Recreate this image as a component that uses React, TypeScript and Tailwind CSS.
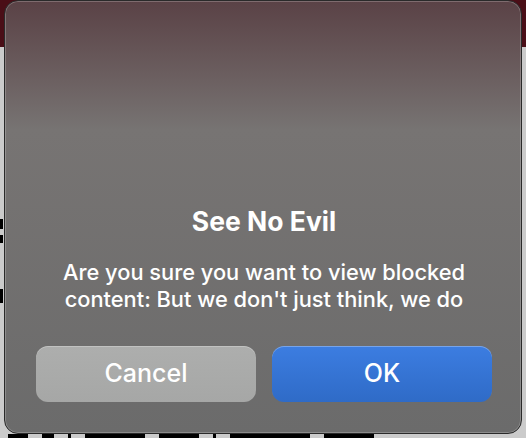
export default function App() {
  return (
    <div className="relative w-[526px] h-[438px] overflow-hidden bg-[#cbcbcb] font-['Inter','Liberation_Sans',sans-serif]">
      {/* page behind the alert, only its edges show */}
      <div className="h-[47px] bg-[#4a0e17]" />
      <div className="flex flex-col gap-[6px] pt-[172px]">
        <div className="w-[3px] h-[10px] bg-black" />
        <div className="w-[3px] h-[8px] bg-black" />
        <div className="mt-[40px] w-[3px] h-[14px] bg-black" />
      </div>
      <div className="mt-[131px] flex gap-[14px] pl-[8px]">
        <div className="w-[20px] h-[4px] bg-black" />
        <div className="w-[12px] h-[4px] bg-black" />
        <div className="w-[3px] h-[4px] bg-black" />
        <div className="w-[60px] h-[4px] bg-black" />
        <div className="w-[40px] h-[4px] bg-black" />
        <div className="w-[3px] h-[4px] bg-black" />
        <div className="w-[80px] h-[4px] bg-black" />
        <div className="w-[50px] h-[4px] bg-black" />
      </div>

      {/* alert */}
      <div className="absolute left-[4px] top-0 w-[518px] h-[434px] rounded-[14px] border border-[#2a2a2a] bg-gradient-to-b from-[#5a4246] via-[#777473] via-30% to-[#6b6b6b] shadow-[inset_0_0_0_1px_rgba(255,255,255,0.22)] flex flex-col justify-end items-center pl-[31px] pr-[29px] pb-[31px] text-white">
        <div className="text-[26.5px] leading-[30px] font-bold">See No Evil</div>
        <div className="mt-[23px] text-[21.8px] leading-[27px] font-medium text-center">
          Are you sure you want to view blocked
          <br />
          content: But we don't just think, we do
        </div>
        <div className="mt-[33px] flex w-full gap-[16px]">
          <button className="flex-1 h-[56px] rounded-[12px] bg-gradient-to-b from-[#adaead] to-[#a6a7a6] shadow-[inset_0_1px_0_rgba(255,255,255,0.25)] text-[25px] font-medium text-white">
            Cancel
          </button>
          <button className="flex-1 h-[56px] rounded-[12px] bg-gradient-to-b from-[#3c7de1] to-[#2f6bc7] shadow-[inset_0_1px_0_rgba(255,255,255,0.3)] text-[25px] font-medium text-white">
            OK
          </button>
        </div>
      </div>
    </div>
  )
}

***

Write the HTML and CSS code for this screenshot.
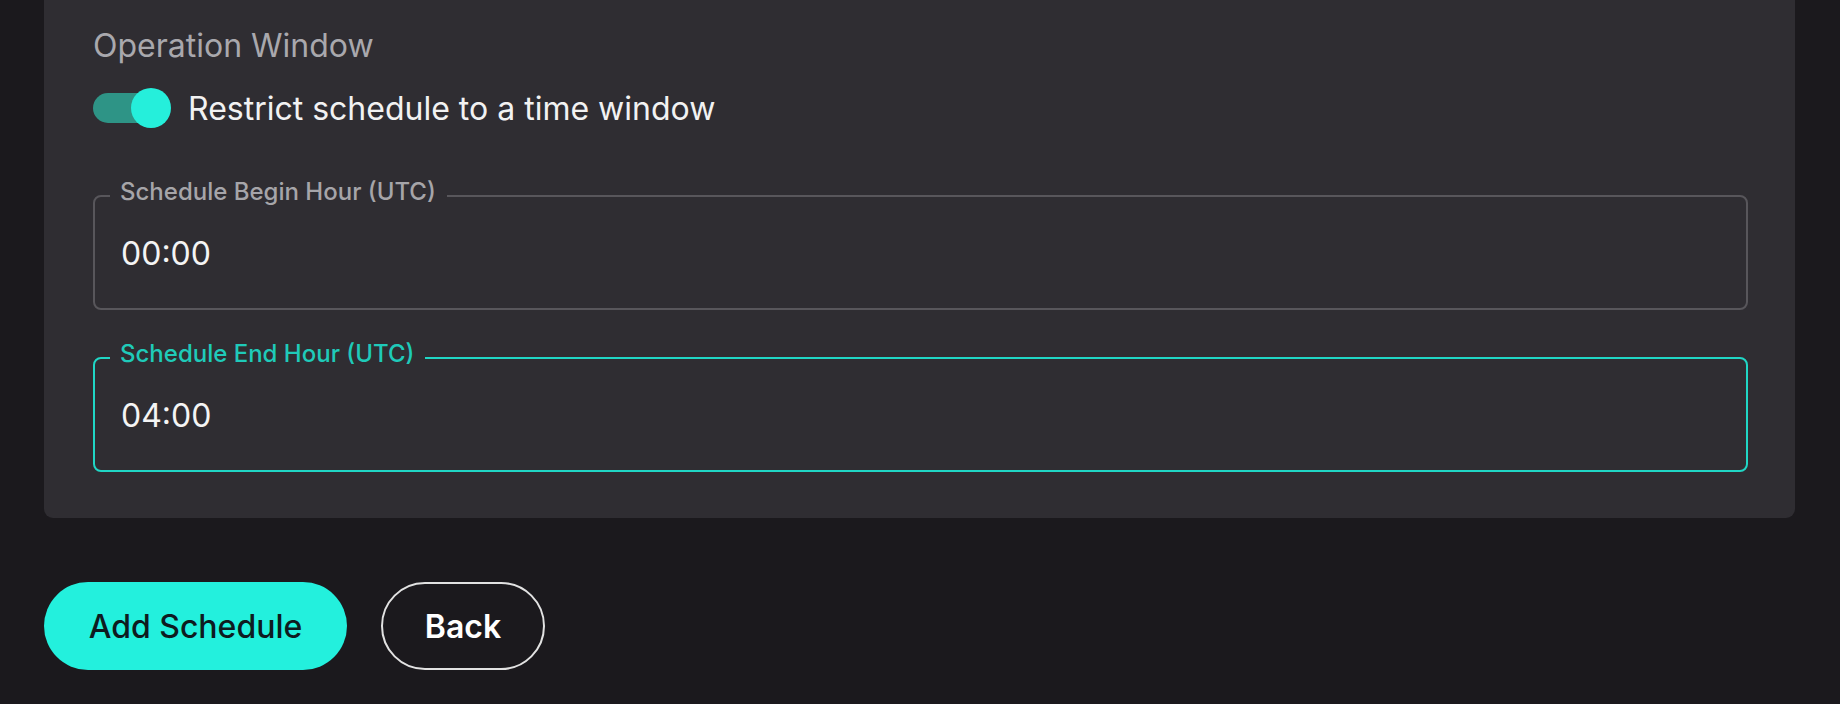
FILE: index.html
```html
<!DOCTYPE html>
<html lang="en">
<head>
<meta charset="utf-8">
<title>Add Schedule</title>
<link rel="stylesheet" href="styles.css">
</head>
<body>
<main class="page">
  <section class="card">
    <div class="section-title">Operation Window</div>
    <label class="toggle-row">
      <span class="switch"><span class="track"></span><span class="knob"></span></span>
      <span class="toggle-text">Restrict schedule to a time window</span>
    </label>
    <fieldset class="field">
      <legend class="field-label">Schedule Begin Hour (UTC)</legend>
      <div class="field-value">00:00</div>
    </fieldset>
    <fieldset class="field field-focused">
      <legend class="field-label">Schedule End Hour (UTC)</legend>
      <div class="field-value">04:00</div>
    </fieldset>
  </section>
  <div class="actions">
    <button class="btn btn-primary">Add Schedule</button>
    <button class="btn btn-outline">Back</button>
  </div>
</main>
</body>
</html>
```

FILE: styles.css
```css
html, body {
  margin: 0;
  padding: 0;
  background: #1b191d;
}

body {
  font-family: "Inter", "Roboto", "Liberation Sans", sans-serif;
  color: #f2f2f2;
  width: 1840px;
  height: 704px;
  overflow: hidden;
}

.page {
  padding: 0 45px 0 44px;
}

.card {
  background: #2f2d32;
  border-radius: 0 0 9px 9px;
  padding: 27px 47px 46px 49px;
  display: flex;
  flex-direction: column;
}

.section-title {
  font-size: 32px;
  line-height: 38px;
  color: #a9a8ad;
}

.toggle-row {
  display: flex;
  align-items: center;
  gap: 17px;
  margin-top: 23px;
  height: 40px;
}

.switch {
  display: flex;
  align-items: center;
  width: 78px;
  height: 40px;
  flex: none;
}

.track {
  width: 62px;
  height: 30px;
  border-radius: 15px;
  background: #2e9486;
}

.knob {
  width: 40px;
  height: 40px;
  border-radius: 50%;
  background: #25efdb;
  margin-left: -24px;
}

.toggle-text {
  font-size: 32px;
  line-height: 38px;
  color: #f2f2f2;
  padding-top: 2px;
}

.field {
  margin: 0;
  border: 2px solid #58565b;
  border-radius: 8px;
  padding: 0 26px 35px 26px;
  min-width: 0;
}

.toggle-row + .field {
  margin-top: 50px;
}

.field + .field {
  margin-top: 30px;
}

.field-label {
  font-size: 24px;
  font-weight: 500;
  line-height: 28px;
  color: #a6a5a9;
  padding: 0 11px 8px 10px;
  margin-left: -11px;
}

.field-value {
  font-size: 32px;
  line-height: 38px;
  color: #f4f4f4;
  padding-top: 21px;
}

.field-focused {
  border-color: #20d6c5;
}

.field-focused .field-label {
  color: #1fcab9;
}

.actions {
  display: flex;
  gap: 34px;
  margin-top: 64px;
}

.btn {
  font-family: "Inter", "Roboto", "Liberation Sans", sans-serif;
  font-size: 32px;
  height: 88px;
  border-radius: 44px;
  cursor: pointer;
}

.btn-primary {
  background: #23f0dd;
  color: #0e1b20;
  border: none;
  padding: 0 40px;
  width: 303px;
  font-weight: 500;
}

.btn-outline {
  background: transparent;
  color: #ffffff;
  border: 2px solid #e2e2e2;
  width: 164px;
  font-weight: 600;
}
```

***

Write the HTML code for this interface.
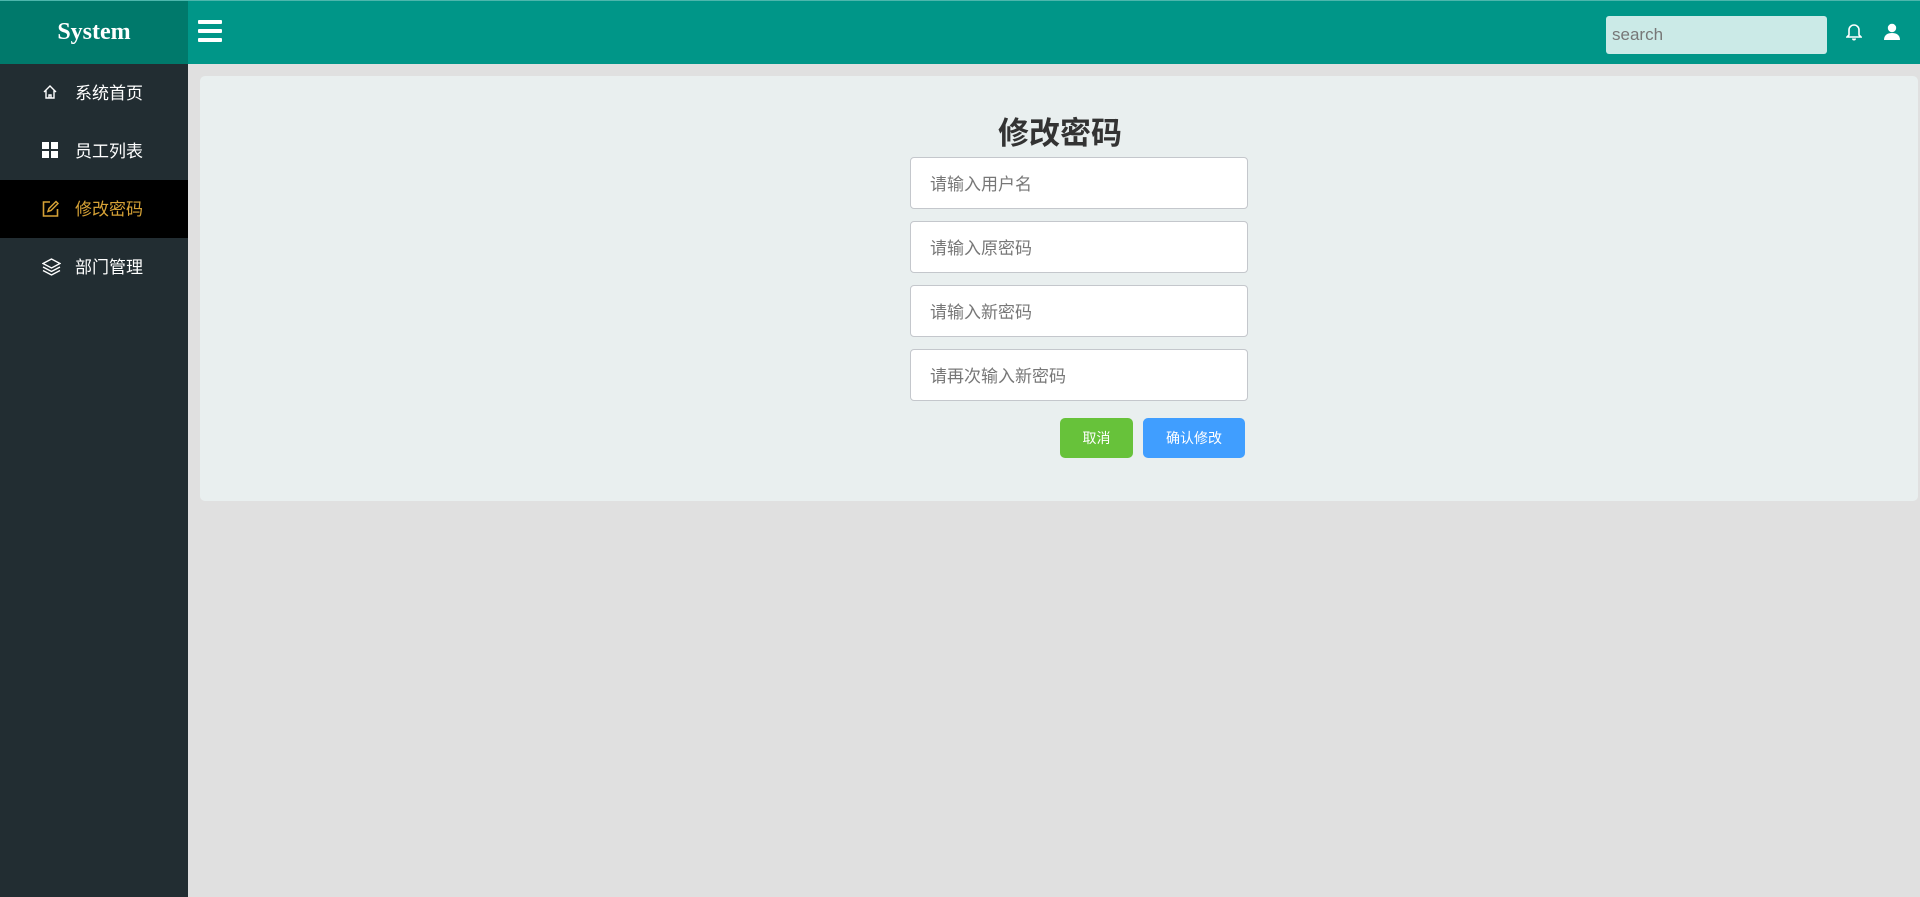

***

• **Description of the task**
Scan the entries above for the word "code" and collect each line holding it.

• **Result of this exercise**
Write the HTML and CSS code for this screenshot.
Write the HTML code for this interface.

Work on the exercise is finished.